In 1964, American culture was going through an enormous amount of serious business. The civil rights movement, the assassination of a president the previous year, Vietnam beginning to shadow the national mood, all of this was present in the background. Against that weight, a song as purely joyful as "Do-Wacka-Do" served a genuine function: it reminded people that laughter was still available, that play was still possible, that not every cultural product needed to engage with the gravity of the historical moment.

The Country Tradition of Comic Songwriting

Comic songwriting has deep roots in country and Western music, running back through the tradition of novelty songs and humorous recitations that predated the genre's commercial emergence. Miller wasn't inventing something from nothing; he was working within a tradition that had its own pantheon of practitioners. What set him apart was the level of sophistication he brought to the form. His comic songs were structurally and melodically as strong as his serious material, which made the humor feel earned rather than gimmicky.
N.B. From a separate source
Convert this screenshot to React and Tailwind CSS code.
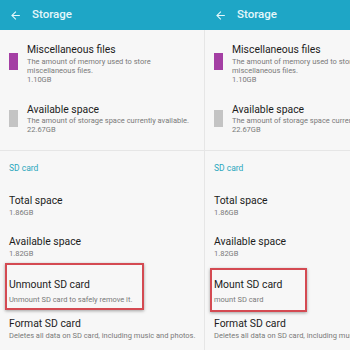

The music was good enough to stand on its own; the comedy was an enhancement rather than a substitute for craft.

This approach contrasted with novelty acts whose appeal was largely dependent on the joke itself, songs that wore out quickly because once you knew the punchline, the song had nothing left to offer. Miller's tracks repaid repeated listening because they were genuinely musical.

Play as its Own Kind of Meaning

It might seem paradoxical to search for deep meaning in a song called "Do-Wacka-Do," but the search yields something genuine. The song argues, implicitly, that play is valuable, that the ability to take something ordinary and make it funny and musical represents a real contribution to human life. Roger Miller's gift was the ability to make that argument through the sheer quality of his work rather than through any explicit statement. "Do-Wacka-Do" means exactly what it sounds like: a celebration of language as sound, rhythm as pleasure, and music as an invitation to enjoy being alive for a few minutes. That's no small thing.

"Do-Wacka-Do" — Roger Miller's singular moment on the 1960s charts.